Замятинская теория смены творческих методов (реализм – символизм – неореализм): «реализм – тезис, символизм – антитезис, и сейчас – новое, третье, синтез, где будет одновременно и микроскоп реализма, и телескопические, уводящие к бесконечностям, стёкла символизма»,
5 – а также его самохарактеристика как неореалиста вводят исследователей в круг непрояснённых теоретико-и историко-литературных вопросов. Термин «неореализм» сегодня используется в различных смысловых контекстах: концепцию неореализма (синтетизма) в русской литературе начала ХХ века, где неореализм трактуется как постсимволистское стилевое течение, следует отличать, с одной стороны, от концепции неореализма в итальянском искусстве середины 1940—1950-х годов, а с другой – от теории реализма «новой волны» (нового реализма) в русской литературе 1920-x годов, выдвинутой В. Келдышем и М. Голубковым6. У исследователей творчества Замятина нет единого мнения и относительно того, насколько последовательно использует писатель поэтику неореализма (внимание к быту провинции, «показывание, а не рассказывание», некоторая преувеличенность и фантастичность в изображении мира, сжатость языка, «пользование музыкой слова», ведущая роль сказа и т. п.) в различные периоды творчества: дореволюционный
(1910-е годы): «Уездное», «Алатырь», «На куличках», «Островитяне» и др.; послереволюционный
(1920-е годы): «Мы», «Мамай», «Пещера», «Наводнение» и др.; эмигрантский
(1930-е годы): «Бич Божий» и др.
Попытки представить картину творчества Е. Замятина как постоянно обновляющуюся художественную систему закономерно приводят к противопоставлению орнаментального стиля его «урбанистической» прозы конца 1910-х – начала 1920-х годов сказовой манере повествования «анти-урбанистических» произведений начала 1910-х и конца 1920-х годов.

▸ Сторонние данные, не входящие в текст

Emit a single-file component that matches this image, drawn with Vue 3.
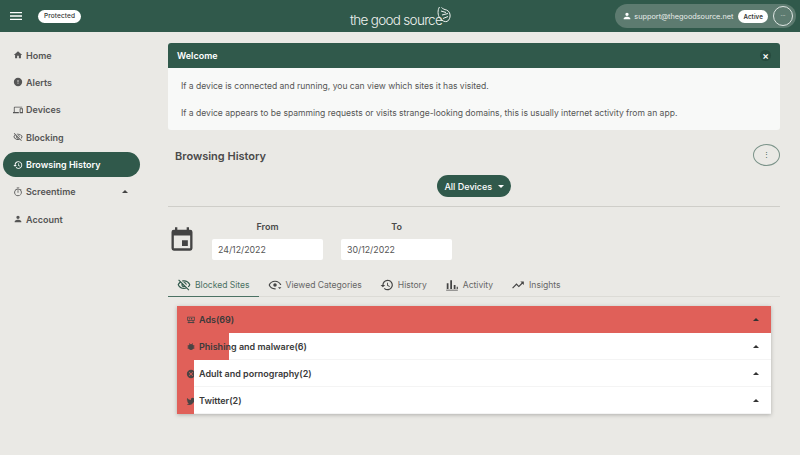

Наряду с традиционным сближением романа «Мы» и «петербургских новелл» с эстетикой экспрессионизма проводятся параллели между романом Е. Замятина и постмодернистскими теориями хаоса (хаология) (Л. Геллер)7
; иногда указывается на формирование новой стилевой манеры (среди её примет – обращение к психологизму Л. Толстого) в эмигрантской прозе писателя (Т. Давыдова).